The last day we had to hang out was finally here and i spent most of the day sick off my ass in my bed on the sidewalk, at some table outside and eventually at the dog. So its weird enough to see people you know at the mall, but i was with joe, kristin, scott and brian ( friends in cali.) and we ended up seeing Kelley and her friend tanya. Which was pretty freakin weird. but anywho we stayed and hung out at the mall for a bit, then we went to kelley's friend tracie's birthday party. I'd like to say that this party was the last image i have of being with kelley just because she looked so amazing pretty this night but, its not. But still just everything came together and her dimples made her even cuter. We left the party and joe, kristin, kelley and I (school house rocks taught me well, i am a grammer machine) took a cab to the bart, we sat outside on the curb and waited for the cab and just kinda sat to each other........what now..... we took the cab to the BART and i said the saddest goodbye ever....This was like directly out of a movie we kissed in front of BART knowing it was goin to be the last time we would see each other in a LONG time. This kiss was pure though, it was romantic, it had passion, and it was nice. A good kiss is something to remember and now all i can do is wait and long til the day comes when we kiss again. We said our goodbyes for a LONNNNNNNNNNNNNNNNNNNGGGGGGGGGGGGGGGGGG time and waved as we went up the escalator. The last image i have is kelley and kristin sitting near a tree with there backs turned. They seemed quiet and me and joe were quiet, and together this is weird cause we arent quiet people. I looked at Kelley as if takin a photographic memory then realized it was time to go home, sat down waited for the train and thought that was the saddest thing i have EVER had to do. I have never had a goodbye like that.

I looked to joe and say " Hey joe.....We're goin to Boston" and we begin the venture home.
We spend the night in the airport and i fall asleep really cold and i take this as a sign that i really miss kelley and fall asleep wishing that we could just fall asleep in each others arms all warm and cuddled up again. O YEAH!!! and dont think i forgot about my SIS, i knew i was goin to miss kristin a whole lot to. Not only did i get along good with kelley her friend kristin was awesome to. I think after callin her my Sis so much i actually got it worked into my head that she really was my sister, just cause she is so small and she could use a big brother like me to protect her, so i miss my SIS a WHOLE BUtT LOAD to.

So i am home now, just counting the days til i go back to the wonderful world of school, and go back to the some shitty job to make crap for money. but then ok thats life.

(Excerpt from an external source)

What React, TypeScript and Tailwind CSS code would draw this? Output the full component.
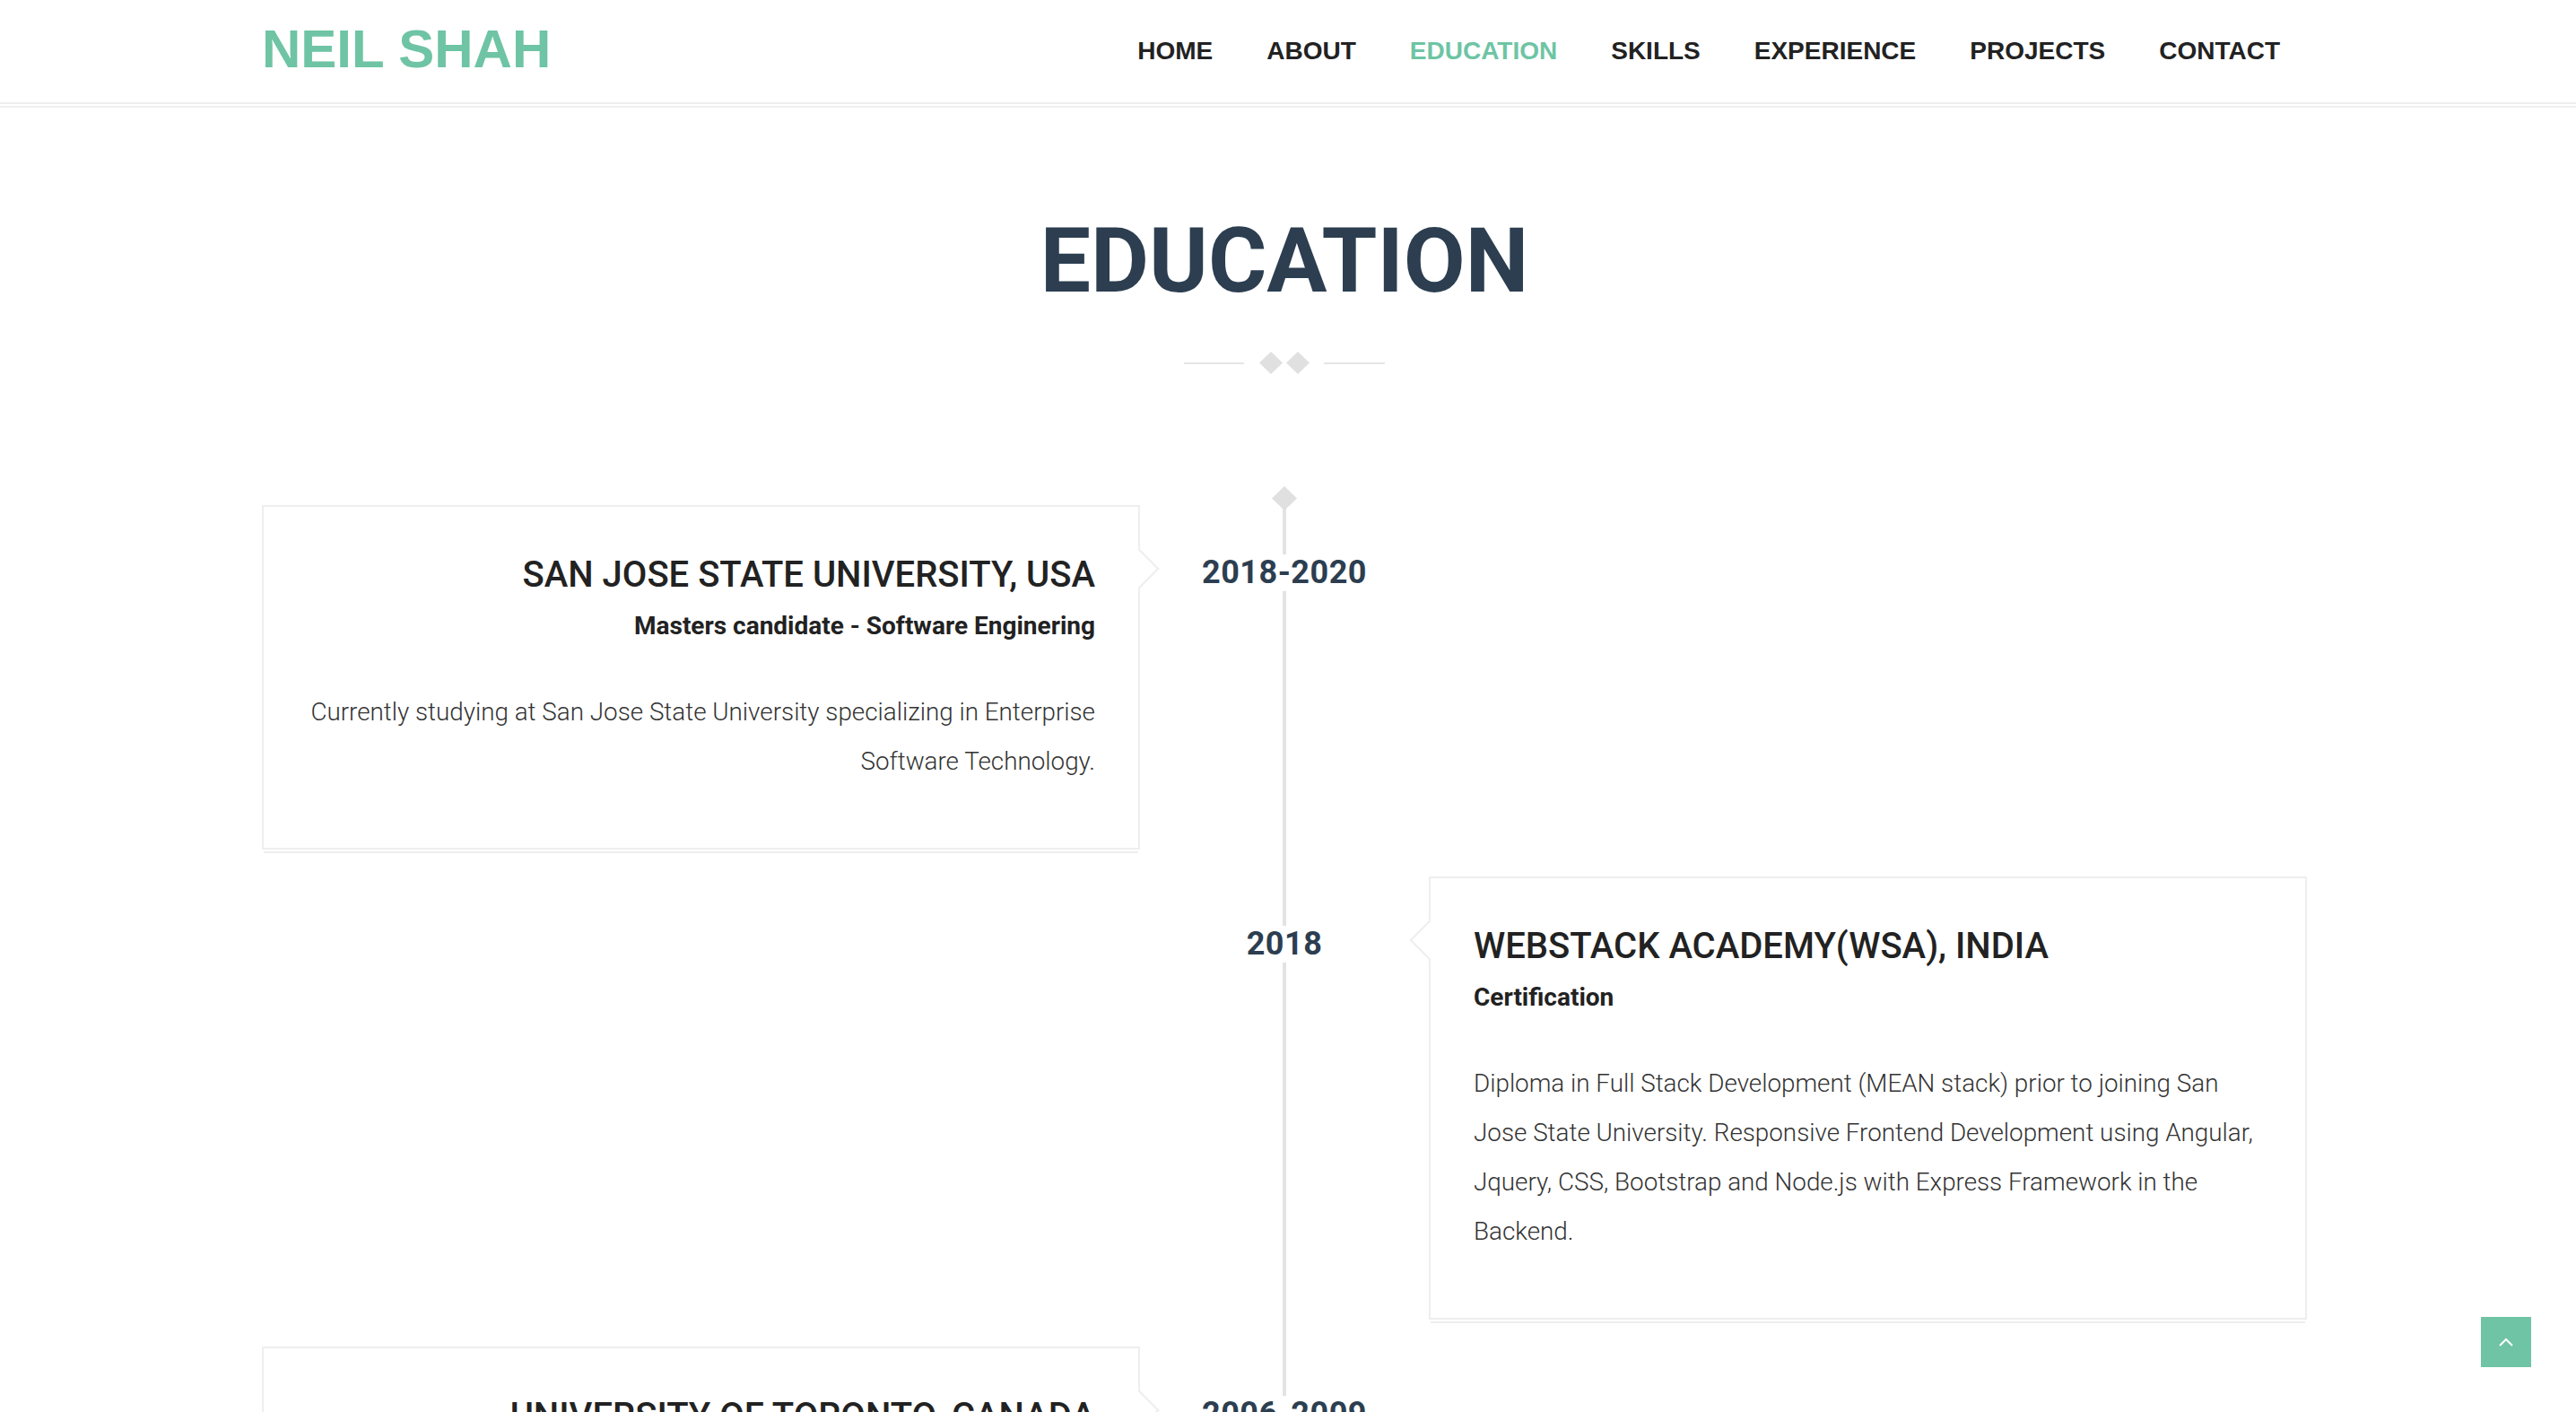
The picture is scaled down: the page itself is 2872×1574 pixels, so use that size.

And with all the crap that happens in life its could to know that there are people like Kelley out there and someday soon enough will see again. Life isnt supposed to be easy, anything in life worth getting is worth working for, so looks like i have a LOT of work down the road for myself.

P.S. The easiest way to let somebody know how you feel is to flat out tell them the truth.............I really like you kelley, your everything i look for in a girlfriend, if things were a little different i would ask you out in a heart beat. And i am sure you know not a day will go by that i want be thinkin/ missing you. And i look forward to the days when we can just do something as simple as cuddle and watch a movie. When times and people get you down just think of the song on the snowglobe and know that somewhere out there, there is somebody who really, truely, fully cares about you, and thats a PROMISE.............................No matter what happens between the two of us..........

Miss You :(

P.P.S. STOP BLUSHING !!!!!!!!!!!!!!!!!!!!!!!!!!!!!!!!!!!!!!!!!!!!!!!!!!!!!!!!!!!